▸ What you should do
Find the lines below that contain the string "this". Copy each one.

▸ Data extract
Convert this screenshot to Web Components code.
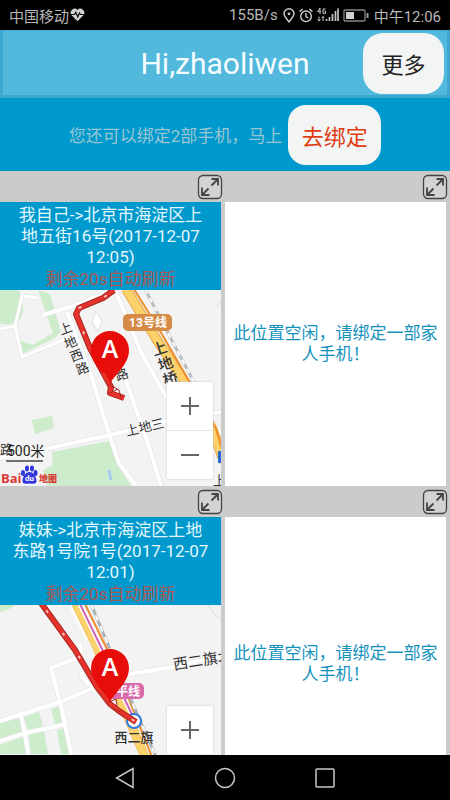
<!DOCTYPE html>
<html lang="zh-CN">
<head>
<meta charset="utf-8">
<meta name="viewport" content="width=device-width, initial-scale=1">
<title>Hi,zhaoliwen</title>
<style>
  html, body { margin: 0; height: 100%; }
  body { font-family: Roboto, "Noto Sans CJK SC", sans-serif; font-size: 17px; background: #000; }
</style>
</head>
<body>
<phone-screen>
  <status-bar slot="top"></status-bar>
  <title-bar slot="top">Hi,zhaoliwen</title-bar>
  <bind-banner slot="top">您还可以绑定2部手机，马上</bind-banner>
  <phone-tile>
    <located-phone>我自己-&gt;北京市海淀区上<br>地五街16号(2017-12-07<br>12:05)<map-view slot="map" place="shangdi"></map-view></located-phone>
  </phone-tile>
  <phone-tile><empty-phone>此位置空闲，请绑定一部家<br>人手机！</empty-phone></phone-tile>
  <phone-tile class="tall">
    <located-phone>妹妹-&gt;北京市海淀区上地<br>东路1号院1号(2017-12-07<br>12:01)<map-view slot="map" place="xierqi"></map-view></located-phone>
  </phone-tile>
  <phone-tile class="tall"><empty-phone>此位置空闲，请绑定一部家<br>人手机！</empty-phone></phone-tile>
  <nav-keys slot="bottom"></nav-keys>
</phone-screen>

<script>
const define = (name, html) => {
  const template = document.createElement('template');
  template.innerHTML = html;
  customElements.define(name, class extends HTMLElement {
    constructor() {
      super();
      this.attachShadow({ mode: 'open' }).append(template.content.cloneNode(true));
    }
  });
};

define('phone-screen', `
<style>
  :host { display: flex; flex-direction: column; height: 100vh; background: #000; }
  main { flex: 1; min-height: 0; overflow: hidden auto; scrollbar-width: none; background: #cbcbcb;
         display: grid; grid-template-columns: 1fr 1fr; align-content: start; }
  ::slotted(phone-tile) { height: 315px; }
  ::slotted(phone-tile.tall) { height: 324px; }
</style>
<slot name="top"></slot>
<main><slot></slot></main>
<slot name="bottom"></slot>`);

define('status-bar', `
<style>
  :host { display: flex; align-items: center; height: 30px; box-sizing: border-box; padding: 0 9px; font-size: 15px; color: #b8b8b8; }
  .heart { margin-left: 1px; margin-right: auto; }
  .icons { display: flex; align-items: center; gap: 4px; margin: 0 5px; }
  svg { display: block; }
</style>
<span>中国移动</span>
<svg class="heart" width="15" height="14" viewBox="0 0 15 14"><path d="M7.500 13.300 1.300 7A4 4 0 0 1 7.500 2 4 4 0 0 1 13.700 7Z" fill="#d2d2d2"/><path d="M1 6.500h3.500l1.300-2.200 2 4.700 1.700-4 1 1.500H14" fill="none" stroke="#111" stroke-width="1.200"/></svg>
<span>155B/s</span>
<span class="icons">
  <svg width="12" height="15" viewBox="0 0 12 15" fill="none" stroke="#ccc" stroke-width="1.500"><path d="M6 13.800C3 10.300 1 8 1 5.800a5 5 0 0 1 10 0C11 8 9 10.300 6 13.800Z"/><circle cx="6" cy="5.800" r="1.400" fill="#ccc" stroke="none"/></svg>
  <svg width="14" height="15" viewBox="0 0 14 15" fill="none" stroke="#ccc" stroke-width="1.400"><circle cx="7" cy="8.300" r="5.300"/><path d="M7 5v3.600l2.400 1.400M.6 3.600 3.600 1M13.400 3.600 10.400 1"/></svg>
  <svg width="22" height="16" viewBox="0 0 22 16" fill="none" stroke="#c4c4c4"><path d="M3 7V1L.6 4.600h3.600M8.600 2H6v4.400h2.500V4H7.300M2 14V9.500M.5 12.500 2 14l1.500-1.500M6 9.500V14M4.700 11 6 9.500 7.300 11" stroke-width="1"/><path d="M9.500 14v-2M12.500 14v-4M15.500 14V7M18.500 14V4M21 14V1.500" stroke-width="1.700"/></svg>
  <svg width="26" height="13" viewBox="0 0 26 13"><rect x="1" y="1" width="21" height="11" rx="1" fill="none" stroke="#858585" stroke-width="1.300"/><path d="M3 3h8v7H3z" fill="#d2d2d2"/><path d="M24.500 4v5" stroke="#999" stroke-width="2"/></svg>
</span>
<time>中午12:06</time>`);

define('title-bar', `
<style>
  :host { display: grid; grid-template-columns: 1fr auto 1fr; align-items: center; height: 68px; box-sizing: border-box;
          background: #52b9dd; border: 3px solid #3ca8cf; border-top-width: 1px; }
  h1 { grid-column: 2; margin: 0; font-size: 30px; font-weight: 400; color: #f4fcff; }
  button { justify-self: end; width: 81px; height: 61px; border: 0; border-radius: 20px; background: #f3f4f4;
           margin: 0 3px 0 0; padding: 0; font: inherit; font-size: 22px; color: #222; }
</style>
<h1><slot></slot></h1>
<button type="button">更多</button>`);

define('bind-banner', `
<style>
  :host { display: flex; align-items: center; justify-content: center; gap: 6px; height: 73px; background: #0099cd; color: #9bc5d2; }
  button { width: 93px; height: 60px; border: 0; border-radius: 18px; background: #f3f4f4; padding: 0; font: inherit; font-size: 22px; color: #e03c12; }
</style>
<span><slot></slot></span>
<button type="button">去绑定</button>`);

define('phone-tile', `
<style>
  :host { display: flex; flex-direction: column; min-width: 0; }
  header { display: flex; justify-content: flex-end; align-items: center; height: 31px; padding-right: 2px; }
  button { width: 26px; height: 26px; padding: 0; border: 0; background: none; }
  svg { display: block; }
  section { flex: 1; min-height: 0; margin-right: 4px; display: flex; flex-direction: column; }
  ::slotted(*) { flex: 1; min-height: 0; }
</style>
<header><button type="button" aria-label="放大"><svg width="26" height="26" viewBox="0 0 26 26" fill="none" stroke="#444"><rect x="1.500" y="1.500" width="23" height="23" rx="4.500" stroke-width="1.300" fill="#d3d3d3"/><path d="M14.500 11.500 21 5M14.500 5h6.500v6.500M11.500 14.500 5 21M5 13.500V21h7.500" stroke-width="1.800"/></svg></button></header>
<section><slot></slot></section>`);

define('empty-phone', `
<style>
  :host { display: flex; align-items: center; justify-content: center; background: #fff; color: #1592bc; text-align: center; line-height: 21px; }
</style>
<span><slot></slot></span>`);

define('located-phone', `
<style>
  :host { display: flex; flex-direction: column; }
  .info { background: #0099cd; color: #e2f7fd; text-align: center; line-height: 21px; padding: 3px 0 0; }
  p { margin: 0; }
  .left { color: #a95750; margin-top: 1px; }
  ::slotted(map-view) { flex: 1; min-height: 0; }
</style>
<div class="info"><p><slot></slot></p><p class="left">剩余20s自动刷新</p></div>
<slot name="map"></slot>`);

const pin = (x, y) => `<g transform="translate(${x} ${y})"><path d="M0 34C-4 25-19 15-19 0a19 19 0 0 1 38 0C19 15 4 25 0 34Z" fill="#e60d0a"/><text y="8" text-anchor="middle" font-family="Open Sans" font-size="25" font-weight="600" fill="#fff">A</text></g>`;
const track = (d) => `<path d="${d}" stroke="#a8241e" stroke-width="6"/><path d="${d}" stroke="#e5332c" stroke-width="4"/><path d="${d}" stroke="#f8c4c0" stroke-width="2" stroke-dasharray="3 25" stroke-dashoffset="-9"/>`;

const places = {
  shangdi: { height: 196, art: `
    <g fill="#cceccb">
      <path d="M0 0h18c6 10 7 22 2 29C15 35 6 36 0 33Z"/>
      <path d="M38 0 50 4 61 42 53 49 22 64 18 50 33 55 53 43Z"/>
      <path d="M32 130 52 126 54 138 35 144Z"/>
      <path d="M52 162 110 151 116 172 131 196H47L43 180 53 175Z"/>
    </g>
    <g fill="none">
      <g stroke="#e0e0e0" stroke-width="4"><path d="M23 2 15 36 0 39M24 6 38 8M15 36 22 67 78 44"/></g>
      <g stroke="#fff" stroke-width="3"><path d="M23 2 15 36 0 39M24 6 38 8M15 36 22 67 78 44"/></g>
      <g stroke="#e0e0e0" stroke-width="5"><path d="M43 25 73 16 112 0M67 22 91 85 110 147 119 173 136 196M0 168 50 158 110 145 167 131 221 122M115 0 141 62 168 110M122 80 147 150 161 196M196 118Q217 135 221 145"/></g>
      <g stroke="#fff" stroke-width="4"><path d="M43 25 73 16 112 0M67 22 91 85 110 147 119 173 136 196M0 168 50 158 110 145 167 131 221 122M115 0 141 62 168 110M122 80 147 150 161 196M196 118Q217 135 221 145"/></g>
      <path d="M96 21 102 31 98 42 92 32Z" fill="#fff" stroke="#ddd"/>
      <path d="M126-1 157 50 186 94 213 140 224 172" stroke="#e8aa45" stroke-width="10"/>
      <path d="M126-1 157 50 186 94 213 140 224 172" stroke="#fbd16c" stroke-width="8"/>
      <path d="M134-1 163 46 189 91 216 139 224 166" stroke="#ee8d2b" stroke-width="2"/>
      <path d="M145-1 177 60 197 98" stroke="#b8bec2" stroke-width="3"/>
      <path d="M145-1 177 60 197 98" stroke="#fff" stroke-width="2" stroke-dasharray="5 5"/>
      <path d="M217 17 221 10" stroke="#d9e4ea"/>
      <path d="M109 180l2 10" stroke="#a8cdec" stroke-width="3"/>
      <path d="M218 161h6v12h-6z" fill="#2867d8"/>
      <g stroke-linejoin="round">${track('M114 0 103 8 79 18 76 24 90 58 111 97 110 103 124 108')}</g>
    </g>
    <rect x="123" y="24" width="49" height="17" rx="5" fill="#d58a46"/>
    <text x="148" y="37" font-size="12" font-weight="700" text-anchor="middle" fill="#fff">13号线</text>
    <g class="label">
      <text x="61 66 72 78" y="45 59 72 85" rotate="-20">上地西路</text>
      <text x="154 160 165" y="66 81 96" rotate="-18" font-size="15" font-weight="500">上地桥</text>
      <text x="117" y="91" rotate="-18">路</text>
      <text transform="translate(127 146) rotate(-13)">上地三</text>
      <text x="213" y="195">上</text>
      <text x="0" y="164">路</text>
    </g>
    ${pin(110, 60)}
    <g fill="none"><path d="M103 83 111 97 110 103 124 108" stroke="#e5332c" stroke-width="3"/><path d="M108 94 119 100 121 108M110 103 118 99" stroke="#a52820"/></g>
    <text x="7" y="166" font-size="14" fill="#222">500米</text>
    <path d="M6 171h37" stroke="#444" stroke-width="1.500"/>
    <text x="1" y="193" font-family="Open Sans" font-size="13" font-weight="700" fill="#df3a36">Bai</text>
    <g fill="#3034da"><ellipse cx="23" cy="183" rx="2" ry="3"/><ellipse cx="27" cy="178.500" rx="2" ry="3"/><ellipse cx="32" cy="178.500" rx="2" ry="3"/><ellipse cx="35.500" cy="183" rx="2" ry="3"/><path d="M29.500 182c4 0 7 5 7 9 0 3-3 3-7 2.500-4 .5-7 .5-7-2.500 0-4 3-9 7-9Z"/></g>
    <text x="29.500" y="191" font-size="8" font-weight="700" text-anchor="middle" fill="#fff">du</text>
    <text x="39" y="192" font-size="9" font-weight="900" fill="#d63c36">地图</text>` },
  xierqi: { height: 205, art: `
    <g fill="#cceccb">
      <path d="M0 0h16Q9 5 0 7Z"/>
      <path d="M0 118 20 113 24 126 0 134ZM24 112 39 107 43 121 28 125ZM51 104 59 101 63 117 55 119ZM0 140 25 131 27 149H0ZM29 130 44 126 48 149H31ZM57 125 64 123 70 149H61Z"/>
    </g>
    <g fill="none">
      <path d="M208-1Q212 10 222 14" stroke="#ccdcea"/>
      <g stroke="#e2e2e2" stroke-width="5"><path d="M0 116 60 97 105 78M80 52 51 63 61 101 72 152M80 38 82 72 95 85M130 69 173 62 224 50M21 110 29 152M0 136 25 128 63 120"/></g>
      <g stroke="#fff" stroke-width="4"><path d="M0 116 60 97 105 78M80 52 51 63 61 101 72 152M80 38 82 72 95 85M130 69 173 62 224 50M21 110 29 152M0 136 25 128 63 120M71 0 88 34"/></g>
      <path d="M76-1 95 38 127 110 145 152 156 182" stroke="#e9b754" stroke-width="9"/>
      <path d="M76-1 95 38 127 110 145 152 156 182" stroke="#fbd16c" stroke-width="8"/>
      <path d="M80-1 101 42 117 78 136 118" stroke="#fff" stroke-width="5"/>
      <path d="M80-1 101 42 117 78 136 118" stroke="#cf64b5" stroke-width="2"/>
      <path d="M85-1 106 42 124 82 152 152" stroke="#ee8d2b" stroke-width="2"/>
      <path d="M91-1 109 42 128 88 156 152" stroke="#aab2b8" stroke-width="3"/>
      <path d="M91-1 109 42 128 88 156 152" stroke="#fff" stroke-width="2" stroke-dasharray="6 6"/>
      <rect x="108" y="78" width="36" height="16" rx="5" fill="#d869ab"/>
      <circle cx="134" cy="116" r="7" fill="#fff" stroke="#2f7be0" stroke-width="2"/>
    </g>
    <text x="116" y="91" font-size="12" font-weight="700" fill="#fff">平线</text>
    <g fill="none" stroke-linejoin="round">${track('M41-2 75 45 97 82 110 99 119 106 136 117')}</g>
    <g class="label">
      <text x="134" y="137" text-anchor="middle" font-weight="500">西二旗</text>
      <text transform="translate(174 65) rotate(-9)" font-size="15">西二旗北</text>
    </g>
    ${pin(110, 63)}
    <g fill="none"><path d="M92 74 97 82 110 99 119 106" stroke="#e5332c" stroke-width="3"/><path d="M107 98 116 94 117 101M112 103 120 107" stroke="#a52820"/></g>` }
};

customElements.define('map-view', class extends HTMLElement {
  constructor() {
    super();
    this.attachShadow({ mode: 'open' });
  }
  connectedCallback() {
    const { height, art } = places[this.getAttribute('place')];
    this.shadowRoot.innerHTML = `
<style>
  :host { display: block; position: relative; overflow: hidden; background: #f3f3f3; }
  svg { display: block; width: 100%; height: 100%; }
  .label { font-size: 13px; fill: #333; }
  .zoom { position: absolute; right: 8px; bottom: 7px; width: 46px; display: flex; flex-direction: column; background: #fff; border-radius: 2px; box-shadow: 0 0 2px #bbb; }
  button { height: 48px; padding: 0; border: 0; background: none; display: grid; place-items: center; }
  button + button { height: 49px; border-top: 1px solid #e6e6e6; }
  button svg { width: 18px; height: 18px; stroke: #666; stroke-width: 2; }
</style>
<svg viewBox="0 0 221 ${height}" preserveAspectRatio="xMinYMin slice" role="img" aria-label="地图">${art}</svg>
<div class="zoom">
  <button type="button" aria-label="放大地图"><svg viewBox="0 0 18 18"><path d="M0 9h18M9 0v18"/></svg></button>
  <button type="button" aria-label="缩小地图"><svg viewBox="0 0 18 18"><path d="M0 9h18"/></svg></button>
</div>`;
  }
});

define('nav-keys', `
<style>
  :host { display: flex; justify-content: center; align-items: center; gap: 76px; height: 45px; background: #000; }
  button { width: 24px; height: 24px; padding: 0; border: 0; background: none; }
  svg { display: block; fill: none; stroke: #c8c8c8; stroke-width: 1.500; }
</style>
<button type="button" aria-label="返回"><svg width="24" height="24" viewBox="0 0 24 24"><path d="M20 2.500v19L3.500 12Z"/></svg></button>
<button type="button" aria-label="主屏幕"><svg width="24" height="24" viewBox="0 0 24 24"><circle cx="12" cy="12" r="9.500"/></svg></button>
<button type="button" aria-label="最近任务"><svg width="24" height="24" viewBox="0 0 24 24"><rect x="3" y="3" width="18" height="18" rx="1"/></svg></button>`);
</script>
</body>
</html>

▸ Exercise response
Convert this screenshot to Web Components code.
      this.attachShadow({ mode: 'open' }).append(template.content.cloneNode(true));
    this.attachShadow({ mode: 'open' });
    const { height, art } = places[this.getAttribute('place')];
    this.shadowRoot.innerHTML = `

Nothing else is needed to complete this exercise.